For actors used to emotional loyalty from fans, politics can feel colder. A hit song gets cheers. A political stand invites counterattacks.
That is why Khesari’s discomfort matters. It hints that not every Bhojpuri star sees politics as a promotion.
Action films chase bigger markets
The trailer of Army Man, featuring Nayyum Khan in a new look, shows another shift. Bhojpuri producers are pushing harder into action-heavy storytelling.
That choice is not accidental. Action travels well across districts, YouTube screens, and dubbed markets. It needs less cultural translation than family drama.
The trailer also highlights a face linked in public memory with Baahubali’s Kalakeya Raja. That kind of casting sends a clear trade signal.
Bhojpuri cinema wants scale, even when budgets remain tight. It wants villains who feel larger, fights that cut through social media, and posters that sell instantly.
The industry has already seen how small films can become huge earners. One recent Bhojpuri success story reportedly began with a budget of about Rs 30 lakh and earned Rs 54 crore.

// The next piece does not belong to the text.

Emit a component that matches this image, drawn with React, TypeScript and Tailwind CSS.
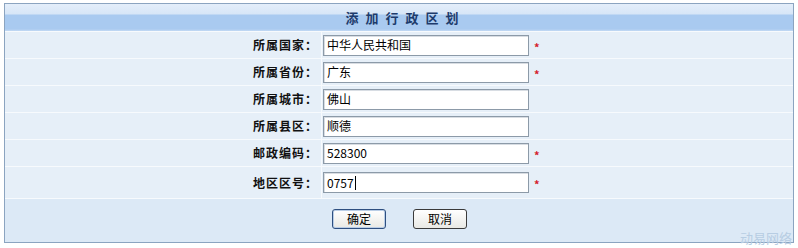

That gap explains the rush. When a modest film can deliver that kind of return, everyone starts hunting for the next mass winner.
But bigger ambition brings bigger pressure. Audiences now compare trailers with Hindi, Telugu, and Tamil films on the same phone screen.
Legal clouds over familiar faces
Not every headline is about release strategy. The Mumbai Police have registered an FIR against Akanksha Awasthi in an alleged Rs 11.5 crore cheating case.
The allegation is serious, and the legal process will decide what follows. For the industry, though, the reputational cost starts much earlier.
Regional cinema still runs heavily on trust. Producers, financiers, event organisers, and music labels often work through personal networks.
When a known actor faces a financial allegation, it worries the whole chain. Smaller producers already fight for formal funding. Such cases make lenders even more cautious.
That hurts the worker at the bottom too. A stalled project affects dancers, junior artists, light teams, make-up staff, drivers, and local vendors.
This is the part viewers rarely see. A film delay is not just a celebrity problem. It can block weeks of income for many families.
Music still drives the machine
Bhojpuri cinema’s real engine remains music. Songs create stardom faster than films, and they keep actors visible between releases.
That is why collaborations with Hindi film names still matter. Akshay Kumar working with a Bhojpuri performer gives the industry a wider signal.
It tells advertisers, platforms, and event organisers that Bhojpuri talent can cross markets. That matters in a business chasing national attention.
YouTube has changed the old hierarchy. A Bhojpuri song can now reach millions without waiting for theatres or television slots.
This has made singers and actor-singers unusually powerful. They can launch songs, tour cities, campaign in elections, and promote films through the same fan base.
But this model also feeds constant pressure. Stars must keep releasing, appearing, reacting, and performing. Silence can feel like absence.
For young Bhojpuri performers, the message is clear. Fame is easier to enter now, but harder to manage.
The Bhojpuri industry is standing at a sharper stage of its growth. The money is bigger, the audience is wider, and the risks are more public. For ordinary viewers, that means more choice and better production values. For the people making these films and songs, it means the old casual ways will not work for long. The next phase will reward stars who can entertain crowds, run clean businesses, and survive scrutiny beyond the stage.